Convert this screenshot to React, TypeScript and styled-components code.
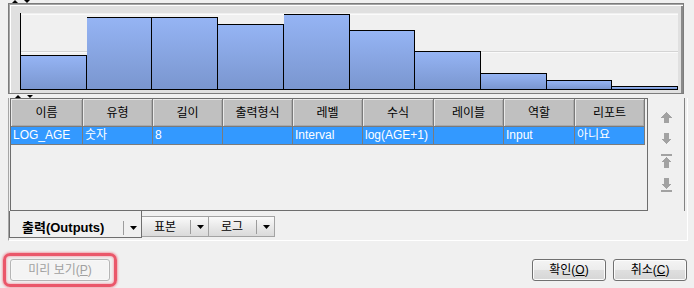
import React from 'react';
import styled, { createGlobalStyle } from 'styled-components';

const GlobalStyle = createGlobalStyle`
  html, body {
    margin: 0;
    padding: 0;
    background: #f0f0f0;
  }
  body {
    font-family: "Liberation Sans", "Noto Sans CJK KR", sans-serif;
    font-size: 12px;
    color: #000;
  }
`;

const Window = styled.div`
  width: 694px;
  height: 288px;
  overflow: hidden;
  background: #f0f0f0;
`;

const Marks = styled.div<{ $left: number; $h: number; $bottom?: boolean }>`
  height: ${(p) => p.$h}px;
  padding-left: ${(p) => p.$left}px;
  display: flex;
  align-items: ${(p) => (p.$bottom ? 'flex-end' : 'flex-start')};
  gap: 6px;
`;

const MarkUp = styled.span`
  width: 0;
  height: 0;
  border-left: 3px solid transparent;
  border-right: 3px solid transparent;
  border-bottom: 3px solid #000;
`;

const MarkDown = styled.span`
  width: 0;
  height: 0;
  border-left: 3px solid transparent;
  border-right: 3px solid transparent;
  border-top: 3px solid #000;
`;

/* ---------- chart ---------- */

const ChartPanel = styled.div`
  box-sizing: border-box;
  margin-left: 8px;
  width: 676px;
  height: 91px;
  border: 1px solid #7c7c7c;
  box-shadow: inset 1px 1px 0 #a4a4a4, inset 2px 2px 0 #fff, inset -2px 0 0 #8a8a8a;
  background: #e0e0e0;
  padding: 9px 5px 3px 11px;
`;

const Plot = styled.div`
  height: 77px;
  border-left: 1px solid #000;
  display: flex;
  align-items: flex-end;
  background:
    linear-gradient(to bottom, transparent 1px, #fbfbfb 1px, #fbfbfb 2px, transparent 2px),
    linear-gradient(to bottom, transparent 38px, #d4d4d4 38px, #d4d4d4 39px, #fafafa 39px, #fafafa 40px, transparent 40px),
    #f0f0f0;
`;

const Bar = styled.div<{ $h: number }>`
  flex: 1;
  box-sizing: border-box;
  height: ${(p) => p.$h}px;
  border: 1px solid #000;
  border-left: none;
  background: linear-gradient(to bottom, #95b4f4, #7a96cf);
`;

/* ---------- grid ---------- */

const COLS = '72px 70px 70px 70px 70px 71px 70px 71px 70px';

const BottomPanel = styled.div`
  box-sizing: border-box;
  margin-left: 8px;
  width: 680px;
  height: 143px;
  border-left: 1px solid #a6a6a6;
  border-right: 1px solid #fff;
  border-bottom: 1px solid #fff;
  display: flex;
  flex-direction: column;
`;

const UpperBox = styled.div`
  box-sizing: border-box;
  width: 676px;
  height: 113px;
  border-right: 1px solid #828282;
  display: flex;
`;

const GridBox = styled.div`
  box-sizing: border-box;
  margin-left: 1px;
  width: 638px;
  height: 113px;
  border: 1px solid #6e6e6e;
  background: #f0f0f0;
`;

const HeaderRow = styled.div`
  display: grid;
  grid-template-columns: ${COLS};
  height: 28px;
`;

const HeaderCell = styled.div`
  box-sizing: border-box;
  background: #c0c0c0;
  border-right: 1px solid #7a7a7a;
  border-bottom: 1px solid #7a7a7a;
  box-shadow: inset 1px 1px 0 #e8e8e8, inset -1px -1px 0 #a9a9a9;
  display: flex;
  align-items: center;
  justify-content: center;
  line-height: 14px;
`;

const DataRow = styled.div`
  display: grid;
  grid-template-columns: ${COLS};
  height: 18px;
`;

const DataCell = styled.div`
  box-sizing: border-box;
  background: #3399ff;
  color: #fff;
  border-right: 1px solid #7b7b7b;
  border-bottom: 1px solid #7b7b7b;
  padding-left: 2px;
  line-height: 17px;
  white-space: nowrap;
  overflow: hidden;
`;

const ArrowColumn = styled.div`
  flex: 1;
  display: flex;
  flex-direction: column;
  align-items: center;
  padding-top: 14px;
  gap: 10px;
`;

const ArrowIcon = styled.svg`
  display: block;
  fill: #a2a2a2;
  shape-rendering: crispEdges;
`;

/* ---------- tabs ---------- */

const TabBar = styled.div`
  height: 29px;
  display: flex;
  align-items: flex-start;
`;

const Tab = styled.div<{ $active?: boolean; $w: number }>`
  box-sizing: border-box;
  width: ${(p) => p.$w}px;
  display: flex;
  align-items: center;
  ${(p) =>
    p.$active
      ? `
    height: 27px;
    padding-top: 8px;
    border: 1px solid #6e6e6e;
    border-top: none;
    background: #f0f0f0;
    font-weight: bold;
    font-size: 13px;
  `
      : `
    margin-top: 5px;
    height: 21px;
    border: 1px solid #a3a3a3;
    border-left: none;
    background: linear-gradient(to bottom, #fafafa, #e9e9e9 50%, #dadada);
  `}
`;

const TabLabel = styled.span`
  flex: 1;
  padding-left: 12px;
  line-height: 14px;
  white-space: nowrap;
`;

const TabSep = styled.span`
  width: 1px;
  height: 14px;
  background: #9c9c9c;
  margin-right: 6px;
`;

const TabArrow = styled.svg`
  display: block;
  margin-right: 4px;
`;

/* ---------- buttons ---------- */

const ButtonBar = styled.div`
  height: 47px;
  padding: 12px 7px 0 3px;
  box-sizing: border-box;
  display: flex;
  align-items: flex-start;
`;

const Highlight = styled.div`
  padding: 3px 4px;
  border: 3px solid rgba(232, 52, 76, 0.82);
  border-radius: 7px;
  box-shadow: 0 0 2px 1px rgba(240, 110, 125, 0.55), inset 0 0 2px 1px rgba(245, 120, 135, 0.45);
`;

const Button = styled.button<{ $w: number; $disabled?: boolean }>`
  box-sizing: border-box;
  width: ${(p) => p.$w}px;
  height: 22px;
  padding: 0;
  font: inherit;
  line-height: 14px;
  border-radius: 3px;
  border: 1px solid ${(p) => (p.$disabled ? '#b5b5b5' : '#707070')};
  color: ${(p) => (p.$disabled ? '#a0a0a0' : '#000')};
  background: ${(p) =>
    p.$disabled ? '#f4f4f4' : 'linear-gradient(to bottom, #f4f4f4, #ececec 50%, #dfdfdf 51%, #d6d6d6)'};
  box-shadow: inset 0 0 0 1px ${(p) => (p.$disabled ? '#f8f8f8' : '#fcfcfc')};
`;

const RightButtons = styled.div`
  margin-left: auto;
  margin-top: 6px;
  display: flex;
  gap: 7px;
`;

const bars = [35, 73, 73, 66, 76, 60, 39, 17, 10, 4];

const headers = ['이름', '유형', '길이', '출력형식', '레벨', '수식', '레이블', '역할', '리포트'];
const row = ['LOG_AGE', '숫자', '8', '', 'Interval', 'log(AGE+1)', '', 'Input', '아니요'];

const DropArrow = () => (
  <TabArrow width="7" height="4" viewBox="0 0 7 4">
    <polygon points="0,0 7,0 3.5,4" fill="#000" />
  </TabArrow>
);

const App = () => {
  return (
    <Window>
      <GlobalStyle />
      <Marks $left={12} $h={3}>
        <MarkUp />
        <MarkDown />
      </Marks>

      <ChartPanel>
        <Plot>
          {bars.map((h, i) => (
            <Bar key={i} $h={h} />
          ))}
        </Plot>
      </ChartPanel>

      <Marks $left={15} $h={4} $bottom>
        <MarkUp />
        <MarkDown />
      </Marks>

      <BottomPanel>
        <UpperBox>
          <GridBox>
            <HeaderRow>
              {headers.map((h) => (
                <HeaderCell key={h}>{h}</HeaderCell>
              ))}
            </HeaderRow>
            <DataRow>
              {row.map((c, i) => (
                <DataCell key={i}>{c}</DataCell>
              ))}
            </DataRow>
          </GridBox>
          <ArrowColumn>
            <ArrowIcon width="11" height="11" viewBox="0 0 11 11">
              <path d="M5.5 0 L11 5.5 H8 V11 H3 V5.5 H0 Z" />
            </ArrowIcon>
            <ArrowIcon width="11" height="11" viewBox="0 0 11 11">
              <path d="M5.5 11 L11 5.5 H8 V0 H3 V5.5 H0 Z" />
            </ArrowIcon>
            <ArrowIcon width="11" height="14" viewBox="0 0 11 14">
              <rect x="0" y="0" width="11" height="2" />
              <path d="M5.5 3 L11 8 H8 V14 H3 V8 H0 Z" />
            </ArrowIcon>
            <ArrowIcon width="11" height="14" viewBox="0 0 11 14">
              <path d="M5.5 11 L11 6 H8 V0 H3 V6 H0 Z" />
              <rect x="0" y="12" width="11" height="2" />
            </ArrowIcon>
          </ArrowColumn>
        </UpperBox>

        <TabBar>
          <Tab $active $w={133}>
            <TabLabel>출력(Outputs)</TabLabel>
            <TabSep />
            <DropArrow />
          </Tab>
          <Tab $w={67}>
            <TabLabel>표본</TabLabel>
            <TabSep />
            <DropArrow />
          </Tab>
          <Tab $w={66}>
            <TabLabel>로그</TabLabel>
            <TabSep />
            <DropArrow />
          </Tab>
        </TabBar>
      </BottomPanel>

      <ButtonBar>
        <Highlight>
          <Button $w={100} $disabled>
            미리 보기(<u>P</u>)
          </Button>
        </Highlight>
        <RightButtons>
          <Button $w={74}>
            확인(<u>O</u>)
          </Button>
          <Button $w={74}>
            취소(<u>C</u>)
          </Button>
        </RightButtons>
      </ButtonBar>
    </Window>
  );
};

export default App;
---*---
Task statement — Give again, exactly, the lines from the start of the data through the one holding "chart ---------- */"; omit the pictures.

Result for this task —
Convert this screenshot to React, TypeScript and styled-components code.
import React from 'react';
import styled, { createGlobalStyle } from 'styled-components';

const GlobalStyle = createGlobalStyle`
  html, body {
    margin: 0;
    padding: 0;
    background: #f0f0f0;
  }
  body {
    font-family: "Liberation Sans", "Noto Sans CJK KR", sans-serif;
    font-size: 12px;
    color: #000;
  }
`;

const Window = styled.div`
  width: 694px;
  height: 288px;
  overflow: hidden;
  background: #f0f0f0;
`;

const Marks = styled.div<{ $left: number; $h: number; $bottom?: boolean }>`
  height: ${(p) => p.$h}px;
  padding-left: ${(p) => p.$left}px;
  display: flex;
  align-items: ${(p) => (p.$bottom ? 'flex-end' : 'flex-start')};
  gap: 6px;
`;

const MarkUp = styled.span`
  width: 0;
  height: 0;
  border-left: 3px solid transparent;
  border-right: 3px solid transparent;
  border-bottom: 3px solid #000;
`;

const MarkDown = styled.span`
  width: 0;
  height: 0;
  border-left: 3px solid transparent;
  border-right: 3px solid transparent;
  border-top: 3px solid #000;
`;

/* ---------- chart ---------- */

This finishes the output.